• Supplied material:
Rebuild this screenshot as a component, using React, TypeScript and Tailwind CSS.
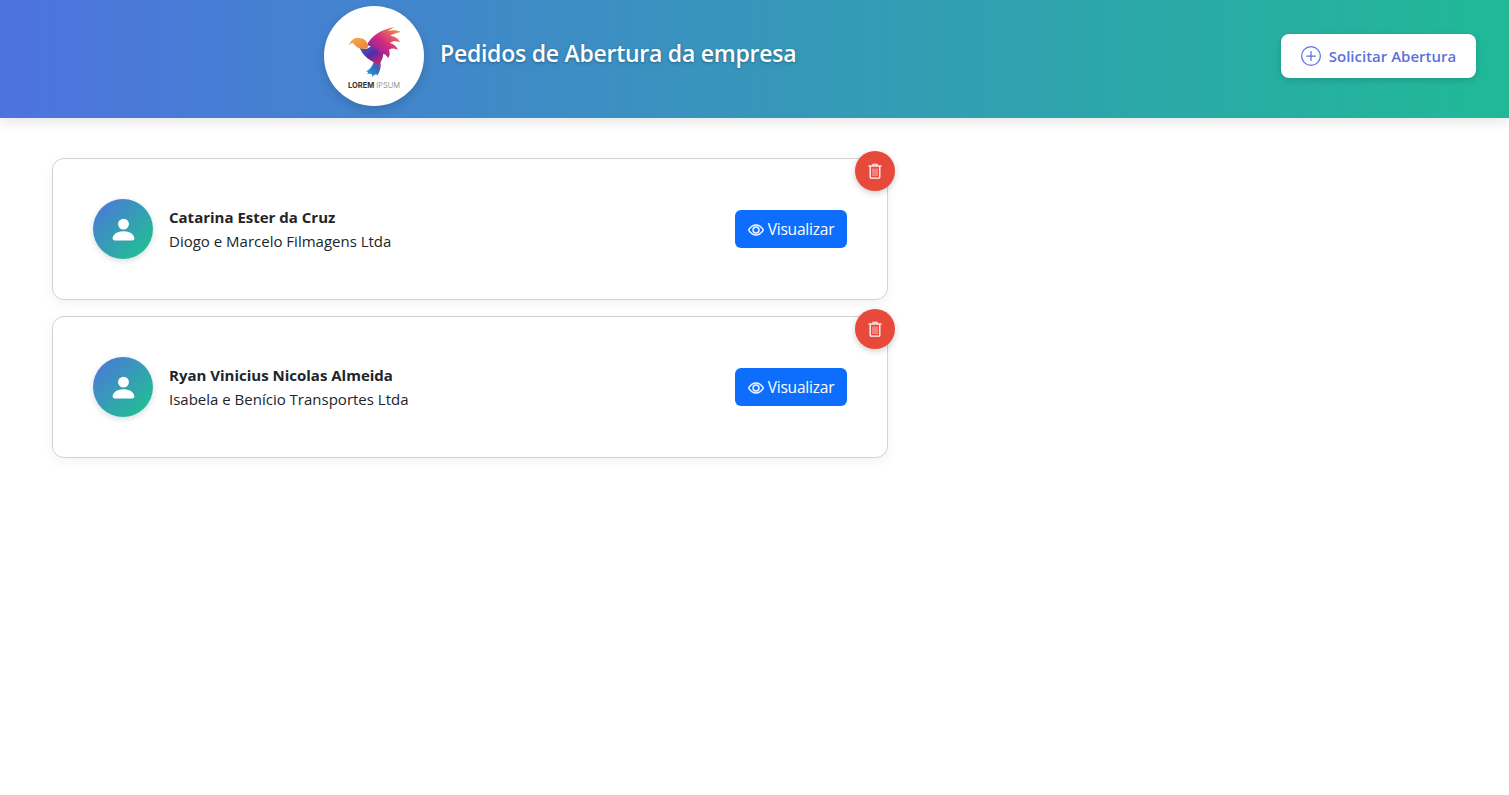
import { BsEye, BsPersonFill, BsPlusCircle } from "react-icons/bs";

function Bird() {
  return (
    <svg width="52" height="52" viewBox="0 0 52 52" className="block">
      <defs>
        <linearGradient id="hd" x1="0" y1="0" x2="1" y2="1">
          <stop offset="0" stopColor="#f6b04a" />
          <stop offset="1" stopColor="#e8823e" />
        </linearGradient>
        <linearGradient id="bd" x1="0" y1="0" x2="1" y2="1">
          <stop offset="0" stopColor="#2f6cc0" />
          <stop offset="0.5" stopColor="#5a2aa8" />
          <stop offset="1" stopColor="#e0245e" />
        </linearGradient>
        <linearGradient id="wg" x1="0" y1="1" x2="1" y2="0">
          <stop offset="0" stopColor="#5a1fb0" />
          <stop offset="0.5" stopColor="#d42a80" />
          <stop offset="1" stopColor="#f7a63c" />
        </linearGradient>
        <linearGradient id="tl" x1="1" y1="0" x2="0" y2="1">
          <stop offset="0" stopColor="#d81e6a" />
          <stop offset="0.45" stopColor="#2a6fc4" />
          <stop offset="1" stopColor="#28b0d8" />
        </linearGradient>
      </defs>
      <path d="M30 32 C33 38 32 44 28 50 C28 47 26 48 23 51 C24 48 22 47 18 48 C20 46 19 45 16 46 C22 43 25 38 25 33Z" fill="url(#tl)" />
      <path d="M10 20 C14 24 18 24 22 20 L34 24 C35 30 33 35 30 38 C22 36 13 30 10 20Z" fill="url(#bd)" />
      <path d="M18 19 C22 10 32 3 46 1 C42 3 40 4 39 5 C43 4 48 4 52 6 C47 7 43 8 41 10 C45 10 49 12 51 16 C47 15 43 15 41 17 C45 18 48 21 49 24 C45 22 42 22 40 24 C41 27 41 30 39 32 C37 28 34 27 32 29 C31 25 24 21 18 19Z" fill="url(#wg)" />
      <path d="M0 20 C1 15 5 11 10 12 C15 12 18 15 19 19 C20 22 17 23 14 23 C10 23 6 20 4 17 C2 17 1 18 0 20Z" fill="url(#hd)" />
    </svg>
  );
}

function Trash() {
  return (
    <svg width="14" height="16" viewBox="0 0 14 16" fill="none" stroke="currentColor" className="block">
      <path d="M0.5 3H13.5" strokeWidth="1.3" />
      <path d="M5 3V1.2H9V3" strokeWidth="1.1" />
      <path d="M2.2 3.4V14.2C2.2 14.8 2.6 15.2 3.2 15.2H10.8C11.4 15.2 11.8 14.8 11.8 14.2V3.4" strokeWidth="1.3" />
      <path d="M5 5.5V13M7 5.5V13M9 5.5V13" strokeWidth="1" stroke="#ffb3c6" />
    </svg>
  );
}

function Card({ name, company }: { name: string; company: string }) {
  return (
    <div className="relative flex h-[142px] w-[836px] items-center justify-between rounded-xl border border-[#d2d2d2] bg-white px-10 shadow-[0_4px_12px_rgba(0,0,0,0.05)]">
      <div className="flex items-center gap-4">
        <div className="flex h-[60px] w-[60px] items-center justify-center rounded-full bg-[linear-gradient(135deg,#4e73df,#1cc88a)] pt-px text-[29px] text-white shadow-[0_2px_6px_rgba(0,0,0,0.15)]">
          <BsPersonFill />
        </div>
        <div className="text-[15px] leading-6 text-[#212529]">
          <div className="font-bold">{name}</div>
          <div>{company}</div>
        </div>
      </div>
      <button className="flex h-[38px] w-[112px] items-center justify-center gap-1 rounded-md bg-[#0d6efd] pt-px text-[15.5px] tracking-[-0.2px] text-white">
        <BsEye className="text-[16px] [stroke-width:0.5px] stroke-white" />
        Visualizar
      </button>
      <button className="absolute -top-2 -right-2 flex h-10 w-10 items-center justify-center rounded-full bg-[#e74a3b] text-white shadow-[0_2px_6px_rgba(0,0,0,0.2)]">
        <Trash />
      </button>
    </div>
  );
}

export default function App() {
  return (
    <div className="min-h-[795px] bg-white font-['Open_Sans','Noto_Sans',sans-serif]">
      <header className="flex h-[118px] items-start justify-between bg-[linear-gradient(90deg,#4e73df,#20b997)] pr-[33px] pl-[324px] shadow-[0_4px_12px_rgba(0,0,0,0.1)]">
        <div className="flex items-start gap-4 pt-1.5">
          <div className="flex h-[100px] w-[100px] flex-col items-center rounded-full bg-white pt-5 shadow-[0_4px_10px_rgba(0,0,0,0.15)]">
            <div className="ml-[2px]">
              <Bird />
            </div>
            <div className="mt-[3px] font-['Inter',sans-serif] text-[7.5px] leading-[9px] whitespace-nowrap text-[#333]">
              <span className="font-bold">LOREM</span> <span className="font-light text-[#777]">IPSUM</span>
            </div>
          </div>
          <h1 className="pt-[29px] text-[23px] leading-9 font-semibold tracking-[-0.25px] text-white [text-shadow:0_1px_3px_rgba(0,0,0,0.3)]">
            Pedidos de Abertura da empresa
          </h1>
        </div>
        <div className="pt-[34px]">
          <button className="flex h-11 w-[195px] items-center justify-center gap-2 rounded-lg bg-white text-[15px] font-semibold text-[#5a72e0] shadow-[0_2px_6px_rgba(0,0,0,0.15)]">
            <BsPlusCircle className="text-[20px]" />
            Solicitar Abertura
          </button>
        </div>
      </header>
      <main className="flex flex-col gap-4 pt-10 pl-[52px]">
        <Card name="Catarina Ester da Cruz" company="Diogo e Marcelo Filmagens Ltda" />
        <Card name="Ryan Vinicius Nicolas Almeida" company="Isabela e Benício Transportes Ltda" />
      </main>
    </div>
  );
}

• Exercise aim:
Only lines belong in the copy: transcribe those from the start of the data through the line that contains "BsEye, BsPersonFill, BsPlusCircle", and skip the pictures.

• Task result:
Rebuild this screenshot as a component, using React, TypeScript and Tailwind CSS.
import { BsEye, BsPersonFill, BsPlusCircle } from "react-icons/bs";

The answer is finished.